On March 21, Northern Ireland Secretary of State Tom King condemned the killings in Parliament and paid tribute to the two corporals:

“The whole House will join me in extending the utmost sympathy to their families, and even more so in view of the awful television pictures of the occasion. Nor has it gone unnoticed, and rightly so, that, although they both had loaded personal protection pistols, they showed incredible restraint in using them only to fire a warning shot in the air.”

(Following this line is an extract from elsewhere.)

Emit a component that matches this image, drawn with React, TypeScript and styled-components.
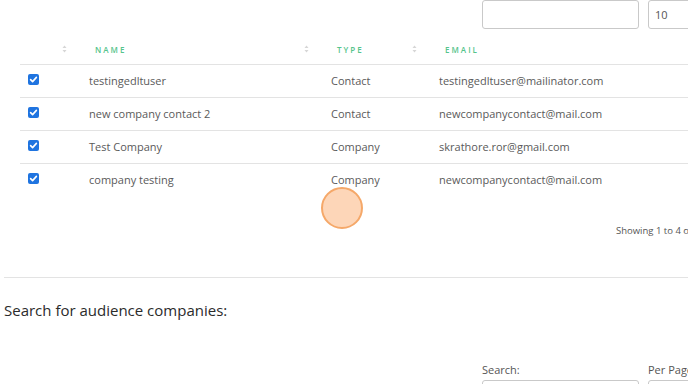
import styled, { createGlobalStyle } from 'styled-components'

const GlobalStyle = createGlobalStyle`
  html, body {
    margin: 0;
    padding: 0;
    background: #fff;
    overflow: hidden;
  }
  body {
    font-family: 'Open Sans', 'Liberation Sans', sans-serif;
    color: #555;
  }
`

interface Entry {
  name: string
  type: string
  email: string
}

const ENTRIES: Entry[] = [
  { name: 'testingedltuser', type: 'Contact', email: 'testingedltuser@mailinator.com' },
  { name: 'new company contact 2', type: 'Contact', email: 'newcompanycontact@mail.com' },
  { name: 'Test Company', type: 'Company', email: 'skrathore.ror@gmail.com' },
  { name: 'company testing', type: 'Company', email: 'newcompanycontact@mail.com' }
]

const COLUMNS = '61px 242px 108px 1fr'

function SortIcon() {
  return (
    <SortGlyph width="5" height="8" viewBox="0 0 5 8">
      <path d="M2.5 0.5 L4.5 3 L0.5 3 Z" fill="#d6d6d6" />
      <path d="M2.5 7.5 L4.5 5 L0.5 5 Z" fill="#d6d6d6" />
    </SortGlyph>
  )
}

function CheckMark() {
  return (
    <Check>
      <svg width="11" height="11" viewBox="0 0 11 11">
        <path d="M2.6 5.6 L4.6 7.6 L8.4 3.4" stroke="#fff" strokeWidth="1.6" fill="none" strokeLinecap="round" strokeLinejoin="round" />
      </svg>
    </Check>
  )
}

export default function App() {
  return (
    <>
      <GlobalStyle />
      <Page>
        <Controls>
          <SearchBox />
          <PerPageBox>10</PerPageBox>
        </Controls>

        <Table>
          <HeadRow>
            <HeadCell><span /><SortIcon /></HeadCell>
            <HeadCell><Label>Name</Label><SortIcon /></HeadCell>
            <HeadCell><Label>Type</Label><SortIcon /></HeadCell>
            <HeadCell><Label>Email</Label></HeadCell>
          </HeadRow>
          {ENTRIES.map((e, i) => (
            <BodyRow key={i} $last={i === ENTRIES.length - 1}>
              <CheckCell><CheckMark /></CheckCell>
              <Cell>{e.name}</Cell>
              <Cell>{e.type}</Cell>
              <Cell>{e.email}</Cell>
            </BodyRow>
          ))}
        </Table>

        <Info>Showing 1 to 4 of 4 entries</Info>

        <Divider />

        <Heading>Search for audience companies:</Heading>

        <FieldRow>
          <Field $width={157}>
            <FieldLabel>Search:</FieldLabel>
            <FieldInput />
          </Field>
          <Field $width={100}>
            <FieldLabel>Per Page:</FieldLabel>
            <FieldInput />
          </Field>
        </FieldRow>

        <ClickMarker />
      </Page>
    </>
  )
}

const Page = styled.div`
  position: relative;
  width: 744px;
  height: 384px;
  padding-left: 4px;
`

const Controls = styled.div`
  display: flex;
  gap: 9px;
  padding-left: 478px;
  height: 29px;
`

const SearchBox = styled.div`
  width: 157px;
  height: 29px;
  box-sizing: border-box;
  border: 1px solid #c9c9c9;
  border-radius: 3px;
`

const PerPageBox = styled.div`
  width: 100px;
  height: 29px;
  box-sizing: border-box;
  border: 1px solid #c9c9c9;
  border-radius: 3px;
  padding-left: 6px;
  display: flex;
  align-items: center;
  font-size: 11px;
  color: #555;
`

const Table = styled.div`
  margin: 5px 0 0 16px;
`

const HeadRow = styled.div`
  display: grid;
  grid-template-columns: ${COLUMNS};
  height: 30px;
  border-bottom: 1px solid #e3e3e3;
`

const HeadCell = styled.div`
  display: flex;
  align-items: center;
  justify-content: space-between;
  padding: 0 14px 0 14px;
`

const Label = styled.span`
  font-size: 8px;
  font-weight: 600;
  letter-spacing: 2px;
  text-transform: uppercase;
  color: #55c48c;
`

const SortGlyph = styled.svg`
  display: block;
`

const BodyRow = styled.div<{ $last: boolean }>`
  display: grid;
  grid-template-columns: ${COLUMNS};
  height: 32px;
  border-bottom: ${p => (p.$last ? 'none' : '1px solid #e3e3e3')};
`

const Cell = styled.div`
  display: flex;
  align-items: center;
  padding-left: 8px;
  padding-bottom: 1px;
  font-size: 11px;
  color: #5a5a5a;
  white-space: nowrap;
`

const CheckCell = styled.div`
  display: flex;
  align-items: center;
  padding-left: 8px;
  padding-bottom: 3px;
`

const Check = styled.span`
  display: flex;
  width: 11px;
  height: 11px;
  border-radius: 2px;
  background: #1f74e0;
`

const Info = styled.div`
  margin-top: 28px;
  padding-left: 612px;
  font-size: 9.5px;
  color: #555;
  white-space: nowrap;
`

const Divider = styled.hr`
  margin: 40px 0 0 0;
  border: none;
  border-top: 1px solid #e3e3e3;
`

const Heading = styled.h3`
  margin: 22px 0 0 0;
  font-size: 15px;
  font-weight: 500;
  color: #2b2b2b;
`

const FieldRow = styled.div`
  display: flex;
  gap: 9px;
  padding-left: 478px;
  margin-top: 42px;
`

const Field = styled.div<{ $width: number }>`
  width: ${p => p.$width}px;
  display: flex;
  flex-direction: column;
  gap: 3px;
`

const FieldLabel = styled.span`
  font-size: 11px;
  color: #555;
  white-space: nowrap;
`

const FieldInput = styled.div`
  height: 29px;
  box-sizing: border-box;
  border: 1px solid #c9c9c9;
  border-radius: 3px;
`

const ClickMarker = styled.div`
  position: absolute;
  left: 321px;
  top: 187px;
  width: 42px;
  height: 42px;
  box-sizing: border-box;
  border-radius: 50%;
  background: rgba(252, 200, 160, 0.75);
  border: 2px solid #f5a869;
`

Father Alec Reid, a Catholic priest at St Agnes church on the Falls Road, near the scene of the murders, gave the soldiers the last rites as they lay spread-eagled and nearly naked on the ground. He had also unsuccessfully attempted to prevent them being taken to their deaths from Casement Park. Father Reid had been secretly acting as a conduit between the leaders of the republican and nationalist movements in Northern Ireland. On the day the corporals were murdered, he was carrying documents from Gerry Adams, the president of the republican Sinn Féin party. They detailed Sinn Féin’s position on a democratic resolution of the Troubles. The intended recipient was John Hume, leader of the nationalist Social Democratic and Labour Party (SDLP).

Father Reid still managed to deliver the documents to John Hume later that afternoon, the envelope stained with the blood of the dead corporals. It had been one of the darkest days of the Troubles, and marked the end of 14 days that had shown the world how devastatingly destructive the conflict had become. But Reid’s delivery would help the peace process take some of its crucial first steps.